Here is a fairly straightforward example on how to time your code. Source and exe attached - you need the Masm64 SDK (https://masm32.com/board/index.php?topic=10052.0) to build it.
It compares two instructions, using two different but equivalent settings:
a) 1024000 tests of 1024 mov... instructions
b) 1024000/2 tests of 1024*2 of the same mov... instructions
1000 mega iterations, 1024 instructions
284 megacycles for mov eax,123
276 megacycles for mov rax,123
284 megacycles for mov eax,123
292 megacycles for mov rax,123
278 megacycles for mov eax,123
277 megacycles for mov rax,123
1000 mega iterations, 2048 instructions
277 megacycles for mov eax,123
324 megacycles for mov rax,123
279 megacycles for mov eax,123
330 megacycles for mov rax,123
274 megacycles for mov eax,123
327 megacycles for mov rax,123
Here is the source. On top is a macro that...

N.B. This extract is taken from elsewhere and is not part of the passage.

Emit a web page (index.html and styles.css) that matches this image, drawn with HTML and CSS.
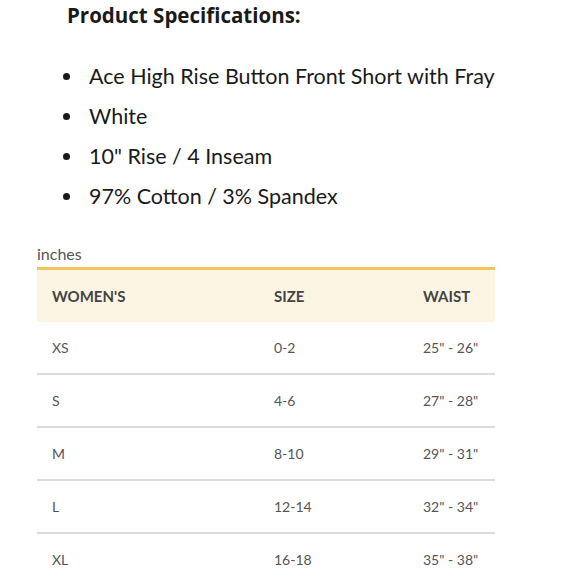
FILE: index.html
```html
<!DOCTYPE html>
<html>
<head>
<meta charset="utf-8">
<link rel="stylesheet" href="styles.css">
</head>
<body>
<div class="page">
  <h1 class="title">Product Specifications:</h1>
  <ul class="specs">
    <li>Ace High Rise Button Front Short with Fray</li>
    <li>White</li>
    <li>10" Rise / 4 Inseam</li>
    <li>97% Cotton / 3% Spandex</li>
  </ul>
  <div class="chart">
    <div class="unit">inches</div>
    <table class="sizes">
      <thead>
        <tr><th>WOMEN'S</th><th>SIZE</th><th>WAIST</th></tr>
      </thead>
      <tbody>
        <tr><td>XS</td><td>0-2</td><td>25" - 26"</td></tr>
        <tr><td>S</td><td>4-6</td><td>27" - 28"</td></tr>
        <tr><td>M</td><td>8-10</td><td>29" - 31"</td></tr>
        <tr><td>L</td><td>12-14</td><td>32" - 34"</td></tr>
        <tr><td>XL</td><td>16-18</td><td>35" - 38"</td></tr>
      </tbody>
    </table>
  </div>
</div>
</body>
</html>
```

FILE: styles.css
```css
html, body {
  margin: 0;
  padding: 0;
  background: #ffffff;
}
.page {
  width: 580px;
  height: 580px;
  overflow: hidden;
  font-family: Lato, "Open Sans", sans-serif;
}
.title {
  margin: 0;
  padding: 1px 0 0 67px;
  font-family: "Open Sans", Lato, sans-serif;
  font-size: 20.5px;
  font-weight: 700;
  color: #1a1a1a;
  line-height: 28px;
}
.specs {
  margin: 27px 0 0 0;
  padding: 0 0 0 89px;
  list-style: none;
  color: #1a1a1a;
  font-size: 21.5px;
  line-height: 40px;
}
.specs li {
  position: relative;
}
.specs li::before {
  content: "";
  position: absolute;
  left: -26px;
  top: 17px;
  width: 7px;
  height: 7px;
  border-radius: 50%;
  background: #1a1a1a;
}
.chart {
  margin: 28px 0 0 37px;
  width: 458px;
}
.unit {
  font-size: 16px;
  color: #555;
  line-height: 20px;
  padding-bottom: 3px;
}
.sizes {
  width: 100%;
  border-collapse: collapse;
  border-top: 3px solid #f2c45c;
}
.sizes th {
  background: #fdf5e4;
  text-align: left;
  font-size: 15px;
  font-weight: 700;
  color: #444;
  height: 52px;
  padding: 0;
}
.sizes td {
  font-size: 14px;
  color: #555;
  height: 51px;
  padding: 0;
  border-bottom: 2px solid #dcdcdc;
}
.sizes th:first-child, .sizes td:first-child { padding-left: 15px; width: 222px; }
.sizes th:nth-child(2), .sizes td:nth-child(2) { width: 149px; }
```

- with no args, i.e. tCycles, loads the initial cycle count into rbx
- with a string arg, i.e. tCycles mov eax, 123, subtracts rbx from the final count and displays the difference
include \masm64\include64\masm64rt.inc ; *** standard Masm64 SDK code ***
tCycles MACRO arg:VARARG
rdtsc
shl rdx, 32
or rax, rdx
ifb <arg>
mov rbx, rax
else
sub rax, rbx
sar rax, 20
invoke __imp__cprintf, cfm$("%i megacycles for &arg&\n"), rax
endif
ENDM
.code
entry_point proc
instructions=1024
tests=1024000
invoke __imp__cprintf, cfm$("%i mega iterations, %i instructions\n"), instructions*tests/1048576, instructions
REPEAT 3
tCycles
xor ecx, ecx
align 4
@@: REPEAT instructions
mov eax, 123456789 ; 5 bytes
ENDM
inc ecx
cmp ecx, tests
jnz @B
tCycles mov eax, 123 ; end of test, print "xx cycles for mov eax, 123"
tCycles
xor ecx, ecx
align 4
@@: REPEAT instructions
mov rax, 123456789 ; 7 bytes
ENDM
inc ecx
cmp ecx, tests
jnz @B
tCycles mov rax, 123
invoke __imp__cprintf, cfm$("\n")
ENDM
instructions=instructions*2
tests=tests/2
invoke __imp__cprintf, cfm$("%i mega iterations, %i instructions\n"), instructions*tests/1048576, instructions
REPEAT 3
tCycles
xor ecx, ecx
align 4
@@: REPEAT instructions
mov eax, 123456789 ; 5 bytes
ENDM
inc ecx
cmp ecx, tests
jnz @B
tCycles mov eax, 123 ; end of test, print "xx cycles for mov eax, 123"
tCycles
xor ecx, ecx
align 4
@@: REPEAT instructions
mov rax, 123456789 ; 7 bytes
ENDM
inc ecx
cmp ecx, tests
jnz @B
tCycles mov rax, 123
invoke __imp__cprintf, cfm$("\n")
ENDM
invoke __imp_MessageBoxA, 0, chr$("Now guess why the second run is slower for mov rax"), chr$("Mysteries of the cpu:"), MB_OK
invoke ExitProcess, 0 ; terminate process
entry_point endp
end
Now the question is obviously, "why is the second run slower for mov rax, 123?"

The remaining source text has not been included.